Both the Device Mapper driver and the ZFS driver require a dedicated block device (you'll likely need a separate hard drive), so using a volume mount might be the easiest way to do this.
Use a volume mount
Use the -v options with a directory that sits on a block device on your host.
docker run -v /absolute/host/directory:/container_mount_point alpine
Use a different Docker storage driver
Note that the storage driver must be changed on the Docker daemon (dockerd) and cannot be set per container. From the documentation:
Important: When you change the storage driver, any existing images and containers become inaccessible. This is because their layers cannot be used by the new storage driver. If you revert your changes, you can access the old images and containers again, but any that you pulled or created using the new driver are then inaccessible.

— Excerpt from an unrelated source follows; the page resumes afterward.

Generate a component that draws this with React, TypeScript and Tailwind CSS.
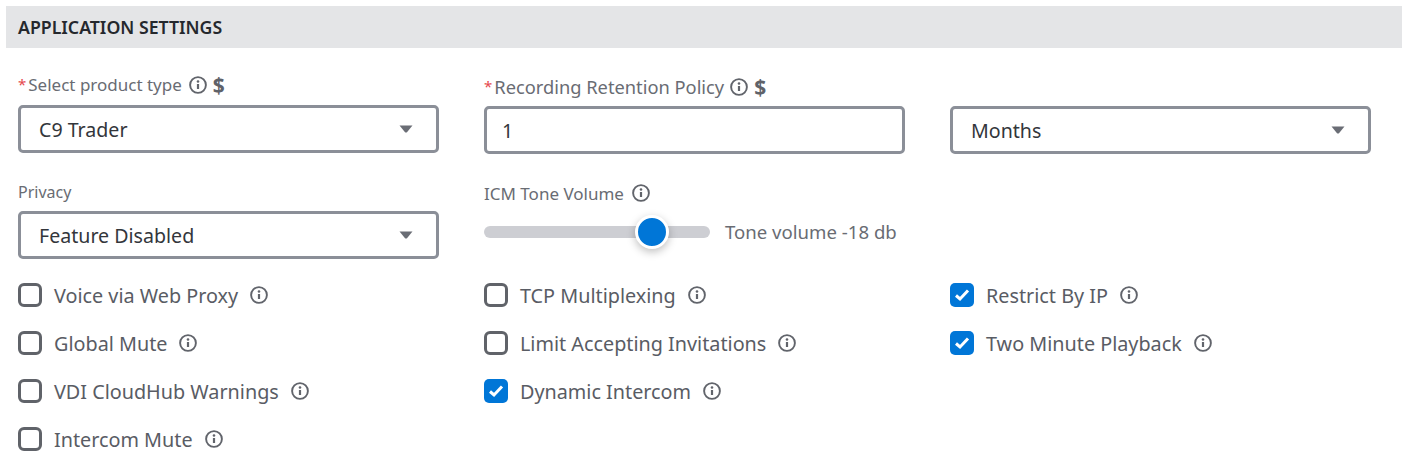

With that disclaimer out of the way, you can change your storage driver by editing daemon.json and restarting dockerd.
{
"storage-driver": "devicemapper",
"storage-opts": [
"dm.directlvm_device=/dev/sd_",
"dm.thinp_percent=95",
"dm.thinp_metapercent=1",
"dm.thinp_autoextend_threshold=80",
"dm.thinp_autoextend_percent=20",
"dm.directlvm_device_force=false"
]
}
Additional container benchmark notes - kernel
If you are trying to compare different flavors of Linux, keep in mind that Docker is still running on your host machine's kernel.
I have a docker swarm with 10 docker worker nodes and i'm experiencing issues with docker images storage (in thin pool). It keeps getting full as i got rather small disks (30GB-60GB).
The error:
Thin Pool has 7330 free data blocks which is less than minimum required 8455 free data blocks. Create more free space in thin pool or use dm.min_free_space option to change behavior
Because of that, cleaning strategy has to be aggressive, meaning deleting all images three times a day. This aggressive cleaning strategy results in broken pulls ( when cleaning happens at the same time when someone is pulling an image) and that developers cannot use cached images - instead they need to download the images that just got deleted by cleaning mechanism.
However, there is an option to use GlusterFs storage and i want to mount glusterFS volumes to each docker node and use them to create thin pool for docker images and /var/lib/docker.
I'm looking for guide how to do that exactly. Have anyone tried that?
P.S. I made my research about shared storage for docker images between multiple docker nodes and it seems its not possible, as stated here. However mounting separate volumes to each docker node should be possible.
If I have two Docker containers running on the same host machine do they each have their own page cache or do they use the page cache of the host machine?
Page cache is managed by the kernel, which is used by all the containers.
See more at moby/moby issue 21759
Docker makes it easy to spawn a lot of containers and get better density, but it also makes it easy to run too many services on one machine or to run services which require way too much RAM.
The official documentation lists devicemapper (direct-lvm) as a production ready storage driver, but it doesn't have very efficient memory usage. The official documentation doesn't state otherwise either. Multiple identical containers will increase memory usage for the page cache.
In order to make this better and get better performance, the following should help, in a similar way to how it helps outside of Docker and containers in general:
make containers smaller for long running services & applications (e.g. smaller binaries, smaller images, optimize memory usage, etc)
VERY IMPORTANT: use volumes and bind mounts, instead of storing data inside the container
VERY IMPORTANT: make sure to run a system with a maintained kernel, up to date Docker and devicemapper libraries (e.g. fully updated CentOS 7 / RHEL 7 / Ubuntu 14.04 / Ubuntu 16.04)
Current behaviour (January 2020) is that by default containers on the same host share the same page cache.
Current docker documentation explains:
OverlayFS is a modern union filesystem that is similar to AUFS, but faster and with a simpler implementation. Docker provides two storage drivers for OverlayFS: the original overlay, and the newer and more stable overlay2.
The overlay2 driver is supported on Docker Engine - Community, and Docker EE 17.06.02-ee5 and up, and is the recommended storage driver.
Page Caching. OverlayFS supports page cache sharing. Multiple containers accessing the same file share a single page cache entry for that file. This makes the overlay and overlay2 drivers efficient with memory and a good option for high-density use cases such as PaaS
https://docs.docker.com/storage/storagedriver/overlayfs-driver/
So I understand that docker is using /var/lib/docker/ to store every container and images... right?
That means the only optimization that I can do to my container is to optimize the underlying fs that /var/lib/docker/ is sitting on?
In that sense, can I assume that I should be optimizing the mount options of my underlying system fs? e.g. ext4 noatime, noadirtime etc etc
Also, can i use a different mount per /var/lib/docker/folder?? Any limitations and optimization settings considerations for the underlying disk docker is sitting on?
I would rather squash my images
https://github.com/jwilder/docker-squash
and prefer Debian, for example as said here
https://docker.cn/p/6-dockerfile-tips-official-images-en
extract
The main advantage of the Debian image is the smaller size – it clocks in at around 85.1 MB compared to around 200 MB for Ubuntu.